I overslept this morning. I woke up and I grabbed my phone to check the time. It was 8am. I then saw a BBC News notification. ‘Music legend, David Bowie has died.’ I thought that it was either a hoax or I was probably still asleep and needed to wake up properly. I sat up. I checked the Guardian online, back to BBC News, Facebook, Twitter. I got up and I cried. I loved David Bowie. I am always playing his music. When his album Blackstar was released last Friday, I bought it straightaway because this was the musical genius known as David Bowie.
I am unable to quantify how much I loved David Bowie. I grew up with him. My mum loved him. One of the first music videos I remember watching was Ashes to Ashes. I was only about 3 years old and I was mesmerised watching Bowie wearing a weird clown suit walking ,with even more strange people, in front of a bulldozer across the beach or the moon or a random building site.Who knew? Remember I was only 3 years old I didn’t have a clue. I just loved it.
We played his music, we danced to his music. We watched his videos. My brothers and I watched him metamorphose right in front of our eyes. Physically and musically. He had me transfixed and dancing around at 7 years old to ‘Let’s Dance’, ‘China Girl’ and my favourite ‘Modern Love.’
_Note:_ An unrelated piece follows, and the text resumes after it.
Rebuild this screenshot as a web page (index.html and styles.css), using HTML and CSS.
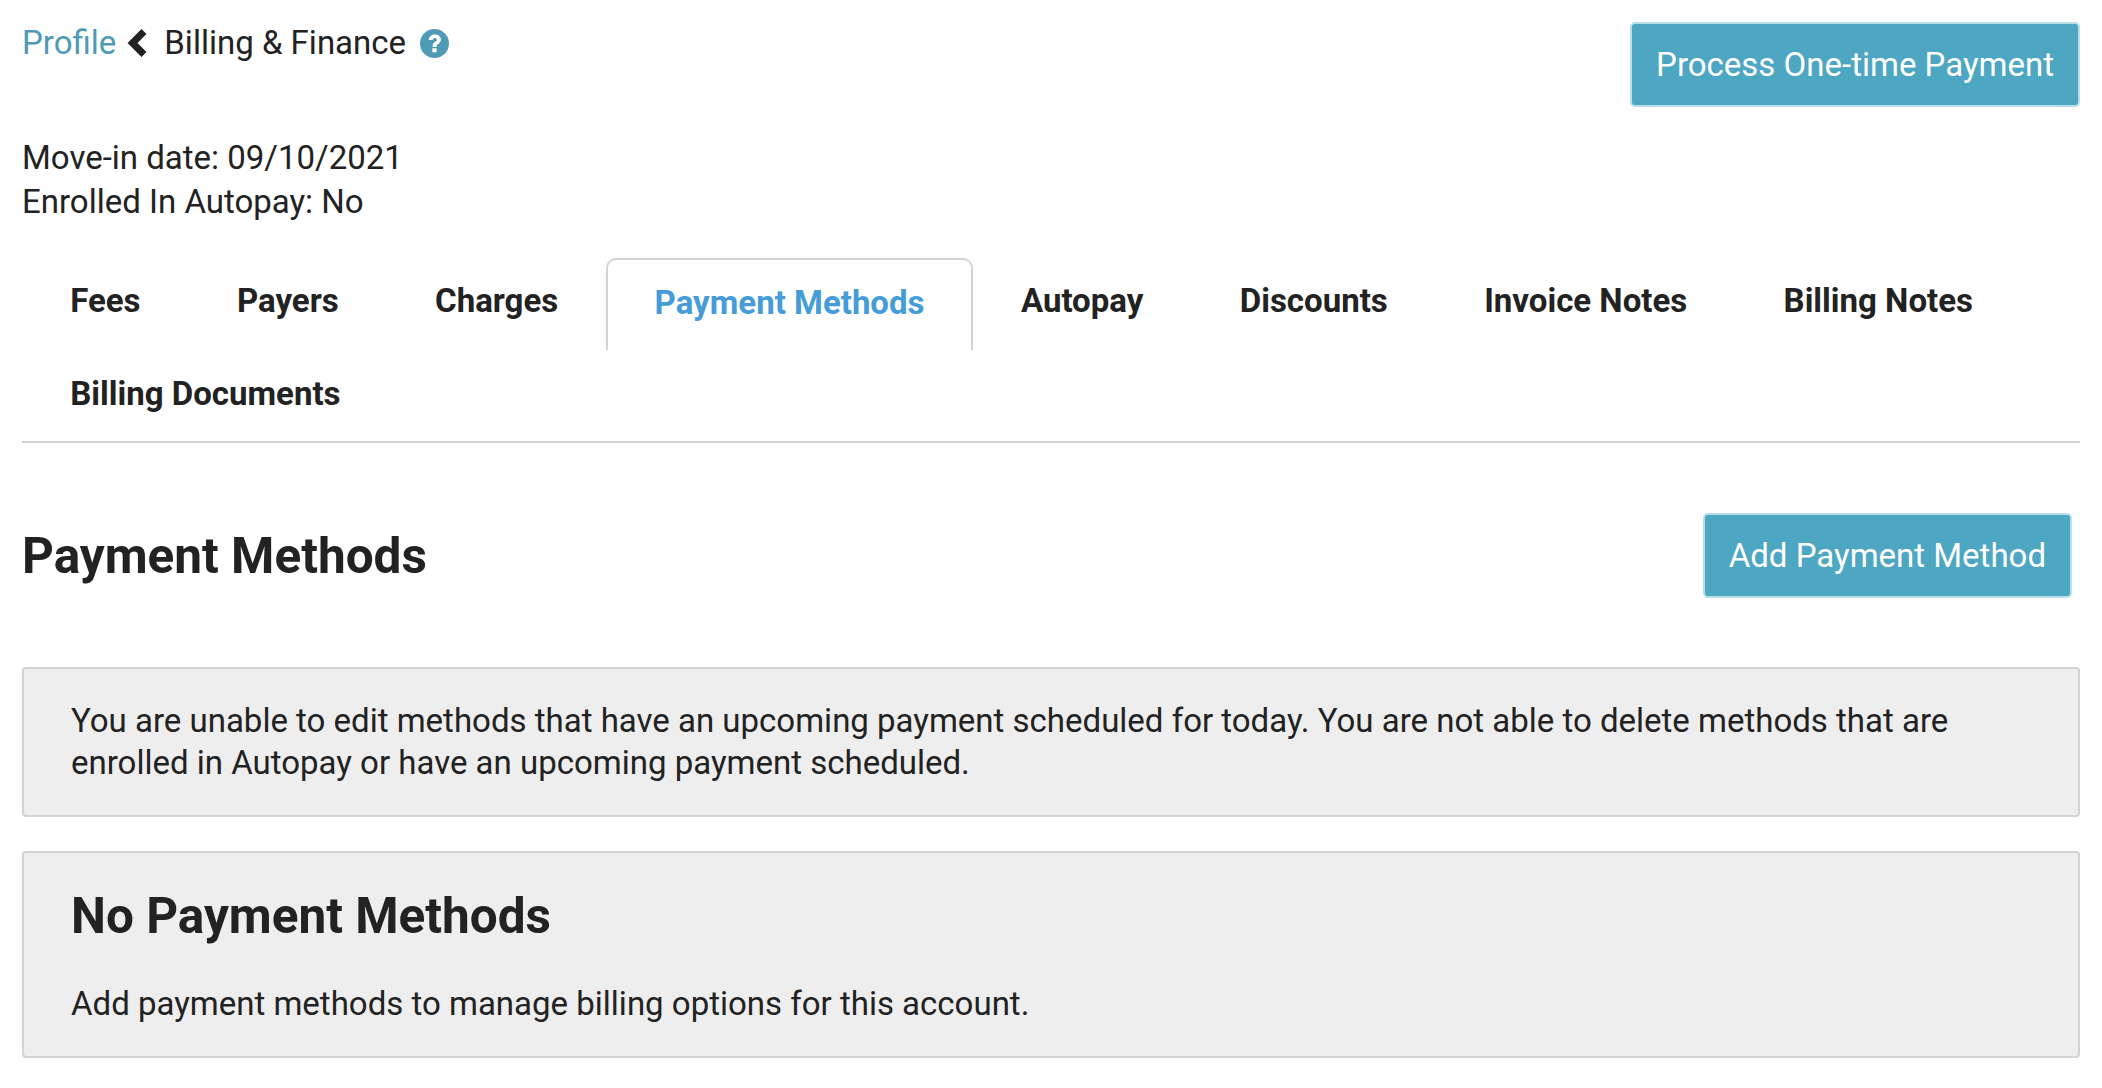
FILE: index.html
```html
<!DOCTYPE html>
<html lang="en">
<head>
<meta charset="utf-8">
<title>Billing &amp; Finance</title>
<link rel="stylesheet" href="styles.css">
</head>
<body>
<main class="page">
  <header class="top">
    <div class="crumbs">
      <a class="crumb-link" href="#">Profile</a>
      <svg class="chev" viewBox="0 0 20 30" aria-hidden="true"><path d="M17 3.500L5.500 15 17 26.500"/></svg>
      <span class="crumb-title">Billing &amp; Finance</span>
      <svg class="help" viewBox="0 0 28 28" aria-hidden="true"><circle cx="14" cy="14" r="14"/><path class="help-q" d="M8.300 10.600C8.700 7.100 11.100 5.200 14.400 5.200c3.400 0 5.800 2 5.800 4.900 0 2.200-1.200 3.400-2.800 4.400-1.100.7-1.400 1.200-1.400 2.200v.6h-3.800v-.9c0-2 .8-3.100 2.400-4 1.100-.7 1.600-1.200 1.600-2.100 0-1-.7-1.600-1.800-1.600-1.200 0-1.900.7-2.100 2zM11.900 18.600h4.200v3.900h-4.200z"/></svg>
    </div>
    <a class="btn" href="#">Process One-time Payment</a>
  </header>

  <section class="meta">
    <div>Move-in date: 09/10/2021</div>
    <div>Enrolled In Autopay: No</div>
  </section>

  <nav class="tabs">
    <a class="tab" href="#">Fees</a>
    <a class="tab" href="#">Payers</a>
    <a class="tab" href="#">Charges</a>
    <a class="tab tab-active" href="#">Payment Methods</a>
    <a class="tab" href="#">Autopay</a>
    <a class="tab" href="#">Discounts</a>
    <a class="tab" href="#">Invoice Notes</a>
    <a class="tab" href="#">Billing Notes</a>
    <a class="tab tab-wrapped" href="#">Billing Documents</a>
  </nav>

  <section class="section-head">
    <h1 class="title">Payment Methods</h1>
    <a class="btn" href="#">Add Payment Method</a>
  </section>

  <div class="panel panel-note">You are unable to edit methods that have an upcoming payment scheduled for today. You are not able to delete methods that are enrolled in Autopay or have an upcoming payment scheduled.</div>

  <div class="panel panel-empty">
    <h2 class="title">No Payment Methods</h2>
    <p class="empty-text">Add payment methods to manage billing options for this account.</p>
  </div>
</main>
</body>
</html>
```

FILE: styles.css
```css
* { box-sizing: border-box; }
html, body { margin: 0; background: #fff; }
body {
  font-family: Roboto, "Liberation Sans", sans-serif;
  font-size: 33px;
  line-height: 44px;
  color: #222;
}
a { text-decoration: none; }
.page { padding: 22px 22px 0; }
.top { display: flex; justify-content: space-between; align-items: flex-start; }
.crumbs { display: flex; align-items: center; height: 42px; }
.crumb-link { color: #4f9ab5; }
.chev { width: 20px; height: 30px; margin: 0 17px 0 11px; fill: none; stroke: #222; stroke-width: 7; }
.help { width: 29px; height: 29px; margin-left: 14px; fill: #4f9ab5; }
.help-q { fill: #fff; }
.btn {
  display: block;
  padding: 19px 24px 18px;
  color: #fff;
  background: #4da6c2;
  border: 2px solid #b7dfe9;
  border-radius: 5px;
  white-space: nowrap;
}
.meta { margin-top: 29px; }
.tabs {
  display: flex;
  flex-wrap: wrap;
  margin-top: 34px;
  border-bottom: 2px solid #d3d3d3;
}
.tab {
  height: 92px;
  padding: 21px 46.2px 0;
  font-weight: 700;
  color: #222;
  border-left: 2px solid transparent;
  border-right: 2px solid transparent;
}
.tab-wrapped { height: 91px; padding-top: 22px; }
.tab-active {
  color: #459cd8;
  border: 2px solid #d3d3d3;
  border-bottom: 0;
  border-radius: 10px 10px 0 0;
}
.section-head {
  display: flex;
  justify-content: space-between;
  align-items: center;
  margin-top: 70px;
  padding-right: 8px;
}
.title { margin: 0; font-size: 49.5px; line-height: 60px; font-weight: 700; }
.panel {
  background: #eee;
  border: 2px solid #d3d3d3;
  border-radius: 4px;
  padding: 31px 47px;
  line-height: 42px;
}
.panel-note { margin-top: 69px; }
.panel-empty { margin-top: 34px; padding: 33px 47px 31px; }
.empty-text { margin: 37px 0 0; }
```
I watched him blow away the stage at Live Aid. He had style. He was innovative. He was Ziggy Stardust. David Jones. The Thin White Duke. He had different colour eyes. He was the man who sold the world and I didn’t mind one bit. He was the Starman. He was art. He was the Goblin King.
I was only 9 years old and the first time I saw David Bowie act was in Labyrinth. I loved Labyrinth. My brothers loved Labyrinth. David Bowie epitomised what it meant to be creative and my first attempt at writing a book was because of David Bowie. I was 9 years old. I had watched Labyrinth for the millionth time. That poor videotape was worn out and one afternoon I decided that I was going to write a book and that book would be called Labyrinth.
Yes, it was probably no more than a 9 year olds attempts at fan fiction but I was writing. David Bowie made me want to write so I did. I sat down in my bedroom where the BBC Micro computer and monitor was and I sat down and wrote. I even printed it out. Somewhere, probably buried in the loft, is my first book. My version of the Labyrinth and I thank the legend, the icon, David Bowie for that gift of creativity.
David Bowie was a man who showed us that creativity should have no boundaries and that we can be whoever and whatever we want to be . R.I.P. David Bowie. You will never be forgotten. It was an honour to share the world with you.